3. The Ending Writes Itself by Evelyn Clarke
World-famous author Arthur Fletch is dead. His final novel, the most anticipated book in history, remains unfinished. But the ending won’t write itself.
When six struggling authors are invited to Fletch’s private Scottish island and presented with the opportunity of a lifetime, the plot thickens: whoever writes a worthy ending will receive a game-changing book deal and two million dollars.
But why have they been chosen to attend? Who is behind the invitation? And how far would they go to secure a place on the bestseller list?
Evelyn Clarke is the pseudonym for writing duo V.E. Schwab (Bury Our Bones in the Midnight Soil, The Invisible Life of Addie LaRue) and Cat Clarke (Girlhood, Entangled).
The Ending Writes Itself publishes April 7.

Innamorata by Ava Reid (Image: Talya Honebeek)
4. A Dark Forgetting by Kristen Ciccarelli
The bestselling author of The Crimson Moth is back with a brand new romantasy this February.
No matter how far Emeline Lark runs, the song of the forest reaches her, luring her away from her dreams of the stage and back to her small town and its superstitions.
But every superstition is rooted in truth, and when her grandfather goes missing, Emeline will be forced to return to Edgewood and the forest beyond.
There, even Hawthorne Fell, a brooding tithe collector, cannot dissuade her from her path—a path that will lead her into the court of the fabled Wood King himself—and into a bargain with the deadliest price.
A Dark Forgetting publishes February 12.
5. The Night We Met by Abby Jimenez
In everyone’s life, there’s a split-second decision that can change everything. For Larissa, it came when choosing which guy to ride home with after a concert. That night, she had no idea she’d met the perfect man. She and Chris are great together, and for the first time, things finally feel easy.
But Chris isn’t the one who drove Larissa home all those months ago – Chris is her boyfriend’s best friend. All Chris wants is for Larissa to be happy. Standing by the sidelines is slowly killing him, but making a move would destroy someone else. And he’s just not that guy.
The Night We Met publishes March 24.
6. Innamorata by Ava Reid
Once there was an island where the dead walked the earth, and seven noble houses ruled by the arcane secrets of necromancy. A conqueror’s blade brought them low, burning their libraries, killing their lords and extinguishing their eldritch magic.
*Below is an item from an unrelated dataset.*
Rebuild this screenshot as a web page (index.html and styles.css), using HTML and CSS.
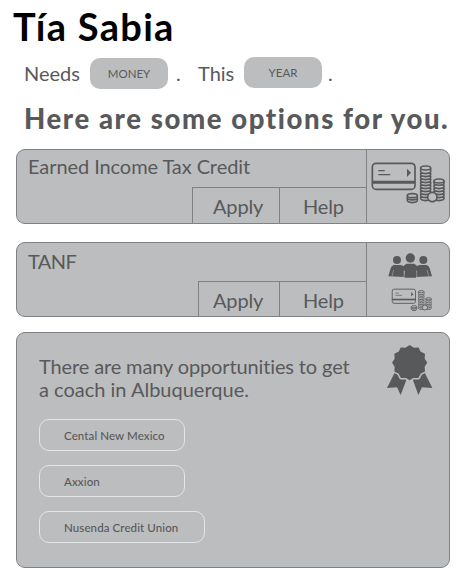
FILE: index.html
```html
<!DOCTYPE html>
<html lang="en">
<head>
<meta charset="utf-8">
<title>Tía Sabia</title>
<link rel="stylesheet" href="styles.css">
</head>
<body>
<svg width="0" height="0" class="defs">
  <defs>
    <g id="money" fill="none" stroke="#58595b">
      <rect x="37" y="55" width="128" height="78" rx="11" stroke-width="5"/>
      <path d="M37 112H165" stroke-width="9"/>
      <path d="M55 77H74M55 89H91" stroke-width="3.5"/>
      <path d="M141 71L153 83L141 96Z" fill="#58595b" stroke="none"/>
      <g stroke-width="4.8" fill="#bcbdbf">
        <path d="M182 155v5c0 9 30 9 30 0v-5M182 146v5c0 9 30 9 30 0v-5M182 137v5c0 9 30 9 30 0v-5M182 128v5c0 9 30 9 30 0v-5M182 119v5c0 9 30 9 30 0v-5M182 110v5c0 9 30 9 30 0v-5M182 101v5c0 9 30 9 30 0v-5M182 92v5c0 9 30 9 30 0v-5M182 83v5c0 9 30 9 30 0v-5M182 70v9c0 9 30 9 30 0v-9"/>
        <ellipse cx="197" cy="69" rx="15" ry="6"/>
        <path d="M222 155v5c0 9 30 9 30 0v-5M222 146v5c0 9 30 9 30 0v-5M222 137v5c0 9 30 9 30 0v-5M222 128v5c0 9 30 9 30 0v-5M222 119v5c0 9 30 9 30 0v-5M222 108v6c0 9 30 9 30 0v-6"/>
        <ellipse cx="237" cy="108" rx="15" ry="6"/>
        <path d="M142 158v8c0 9 30 9 30 0v-8"/>
        <path d="M142 152v6c0 9 30 9 30 0v-6"/>
        <ellipse cx="157" cy="152" rx="15" ry="6"/>
        <circle cx="217" cy="156" r="14" stroke-width="5"/>
      </g>
    </g>
  </defs>
</svg>
<main class="page">
  <h1 class="name">Tía Sabia</h1>
  <div class="needs">
    <span class="word word-needs">Needs</span>
    <span class="pill pill-money">MONEY</span>
    <span class="word dot-one">.</span>
    <span class="word word-this">This</span>
    <span class="pill">YEAR</span>
    <span class="word dot-two">.</span>
  </div>
  <h2 class="heading">Here are some options for you.</h2>

  <section class="card">
    <div class="info">
      <h3 class="card-title">Earned Income Tax Credit</h3>
      <div class="actions">
        <a class="action apply">Apply</a>
        <a class="action help">Help</a>
      </div>
    </div>
    <div class="side">
      <svg class="picture" viewBox="21 15 246 222"><use href="#money"/></svg>
    </div>
  </section>

  <section class="card card-tanf">
    <div class="info">
      <h3 class="card-title">TANF</h3>
      <div class="actions">
        <a class="action apply">Apply</a>
        <a class="action help">Help</a>
      </div>
    </div>
    <div class="side">
      <svg class="picture" viewBox="21 15 246 222">
        <g fill="#58595b">
          <circle cx="151" cy="60" r="14"/>
          <circle cx="111" cy="66" r="12"/>
          <circle cx="190" cy="66" r="12"/>
          <path d="M101 81H121L132 84L131 94L135 117L85 115L92 91Q94 83 101 81Z"/>
          <path d="M200 81H180L169 84L170 94L166 117L216 115L209 91Q207 83 200 81Z"/>
          <path d="M140 77H162Q171 80 172 88L178 94L168 99V119H134V99L124 94L130 88Q131 80 140 77Z"/>
        </g>
        <path d="M101 96L96 115M201 96L206 115M132 98V118M170 98V118" stroke="#bcbdbf" stroke-width="1.5"/>
        <use href="#money" transform="translate(76.5 123.5) scale(.545)"/>
      </svg>
    </div>
  </section>

  <section class="panel">
    <div class="coach">
      <p class="lead">There are many opportunities to get<br><span class="line-two">a coach in Albuquerque.</span></p>
      <div class="choices">
        <a class="choice">Cental New Mexico</a>
        <a class="choice">Axxion</a>
        <a class="choice choice-wide">Nusenda Credit Union</a>
      </div>
    </div>
    <svg class="ribbon" viewBox="50 57 141 156">
      <g fill="#58595b">
        <path d="M77 141L86 150Q94 168 113 160L94 210L83 187L53 189Z"/>
        <path d="M165 141L156 150Q148 168 129 160L147 210L158 187L189 189Z"/>
      </g>
      <path transform="translate(121 113)" fill="#58595b" stroke="#bcbdbf" stroke-width="14" stroke-linejoin="round" d="M0-50L11.4-42.5L25-43.3L31.1-31.1L43.3-25L42.5-11.4L50 0L42.5 11.4L43.3 25L31.1 31.1L25 43.3L11.4 42.5L0 50L-11.4 42.5L-25 43.3L-31.1 31.1L-43.3 25L-42.5 11.4L-50 0L-42.5-11.4L-43.3-25L-31.1-31.1L-25-43.3L-11.4-42.5Z"/>
      <path transform="translate(121 113)" fill="#58595b" stroke="#58595b" stroke-width="5" stroke-linejoin="round" d="M0-50L11.4-42.5L25-43.3L31.1-31.1L43.3-25L42.5-11.4L50 0L42.5 11.4L43.3 25L31.1 31.1L25 43.3L11.4 42.5L0 50L-11.4 42.5L-25 43.3L-31.1 31.1L-43.3 25L-42.5 11.4L-50 0L-42.5-11.4L-43.3-25L-31.1-31.1L-25-43.3L-11.4-42.5Z"/>
    </svg>
  </section>
</main>
</body>
</html>
```
FILE: styles.css
```css
* { box-sizing: border-box; }

body {
  margin: 0;
  background: #fff;
  color: #58595b;
  font-family: Lato, "Liberation Sans", sans-serif;
  font-variant-ligatures: none;
}

.defs { display: block; height: 0; }

.page { width: 471px; height: 582px; padding: 3px 21px 0 16px; }

h1, h2, h3, p { margin: 0; white-space: nowrap; }

.name {
  margin-left: -3px;
  color: #000;
  font-size: 38px;
  line-height: 46px;
  font-weight: 700;
  letter-spacing: 1.3px;
}

.needs { display: flex; margin: 8px 0 0 8px; height: 32px; }
.word { font-size: 20px; line-height: 32px; white-space: nowrap; }
.word-needs { width: 66px; }
.dot-one { width: 22px; margin-left: 8px; }
.word-this { width: 46px; }
.dot-two { margin-left: 6px; }

.pill {
  width: 78px;
  height: 31px;
  border-radius: 10px;
  background: #bcbdbf;
  font-size: 11.5px;
  line-height: 32px;
  text-align: center;
}
.pill-money { margin-top: 1px; }

.heading {
  margin: 14px 0 0 8px;
  font-size: 27.5px;
  line-height: 32px;
  font-weight: 900;
  letter-spacing: 1.6px;
}

.card {
  display: grid;
  grid-template-columns: 1fr 83px;
  height: 75px;
  margin-top: 14px;
  border: 1px solid #808184;
  border-radius: 9px;
  background: #bcbdbf;
}
.card-tanf { margin-top: 18px; }

.info { display: flex; flex-direction: column; height: 73px; }
.card-title {
  height: 37px;
  padding-left: 11px;
  font-size: 20px;
  line-height: 33px;
  font-weight: 400;
  letter-spacing: -0.08px;
}
.card-tanf .card-title { height: 38px; line-height: 36px; letter-spacing: -0.6px; }

.actions { display: flex; flex: 1; min-height: 0; align-self: flex-end; border-top: 1px solid #808184; }
.action {
  border-left: 1px solid #808184;
  font-size: 20px;
  line-height: 37px;
  letter-spacing: -0.15px;
  white-space: nowrap;
}
.apply { width: 87px; padding-left: 20px; }
.card-tanf .apply { width: 81px; padding-left: 14px; }
.help { width: 87px; padding-left: 23px; }

.side { border-left: 1px solid #808184; }
.picture { display: block; width: 82px; height: 74px; }

.panel {
  display: flex;
  justify-content: space-between;
  height: 236px;
  margin-top: 15px;
  padding: 0 16px 0 22px;
  border: 1px solid #808184;
  border-radius: 9px;
  background: #bcbdbf;
}
.lead { margin-top: 22px; font-size: 20px; line-height: 22.5px; letter-spacing: -0.13px; }
.line-two { letter-spacing: 0; }
.choices { display: flex; flex-direction: column; gap: 14px; margin-top: 19px; }
.choice {
  width: 146px;
  height: 32px;
  padding-left: 24px;
  border: 1px solid #e4e5e6;
  border-radius: 10px;
  font-size: 11.5px;
  line-height: 32px;
  font-weight: 500;
  letter-spacing: 0.1px;
  white-space: nowrap;
}
.choice-wide { width: 166px; }
.ribbon { width: 47px; height: 52px; margin-top: 11px; }
```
But defiant against the new order stands the House of Teeth and its last living members: Marozia, heiress to the house, and her cousin Lady Agnes.
Though she has not spoken a word in seven years, Agnes is the true carrier of the House’s legacy, charged with her own orders. But while revenge burns in her heart, so too do stranger passions, with the connection between Agnes and Liuprand, the golden prince, threatening to poison the kingdom’s roots and tear the already shattered realm in two.
Innamorata publishes March 17.

Motherfaker by Anna Brook-Mitchell (Image: Talya Honebeek)
7. Motherfaker by Anna Brook-Mitchell
Barri Brown has spent years slaving away as an English teacher. But with a distant family and a husband who has just vanished along with her life savings, she dreams of escape. The solution?
Barri dreams up a scheme to pretend she’s having a baby and use the paid year off work to start over somewhere new. All she has to do is blag it until she can disappear for good.
But on a small island like Guernsey, it’s easier said than done, especially when a student discovers her secret and her fake pregnancy forces her to make genuine connections for the first time in years. It turns out scamming your way to a better life is harder when you start liking the life you’re trying to escape from.
Motherfaker publishes February 26.
8. Homebound by Portia Elan
It’s 1983 and Becks can’t wait to get out of Cincinnati. In the meantime, she has work to do: her uncle, the only person who understood her, has left her a half-finished game to complete.
What Becks is coding will outlast her by centuries and shape the lives of a scientist, an astronaut and a desperate sea captain in ways she cannot imagine.
It will connect these four pioneering women across time, vast oceans and far-distant planets and introduce them to a remarkable robot destined to gather together this disparate crew and bring them home.
Homebound publishes May 7.
9. Fruit Fly by Josh Silver
It’s been seven years since Mallory shot to fame as a literary sensation. But after years of struggling with writer’s block, she’s desperate to resurrect her career – and quickly. Enter Leo: a young, struggling addict sleeping under bridges and trading sex for survival.
Vulnerable and enigmatic, he’s exactly what Mallory has been looking for. But as she sets out to tell his story, dark secrets come to light that threaten to unravel more than just her career. How far will Mallory go to write the perfect story?
Fruit Fly publishes April 23.
10. The Someday Garden by Ashley Poston
Sophie Drear never expected to fall in love. But over a summer in Maine, she does: with the dazzling flowers, the towering hedge maze, and the enigmatic owner of Lilymoor House.
But then, a door appears. Never in the same place twice. Leading only to a dishevelled garden, and a beguiling thundercloud of a man, confined inside.
Battling with the vines – just as much as she is with the owner’s two inconveniently handsome nephews – Sophie knows that she is the only person who can help Lilymoor bloom again. But when you’re stuck between the men on the outside, and the one trapped within, can the seeds of romance bloom into something more…?
The Someday Garden publishes June 16.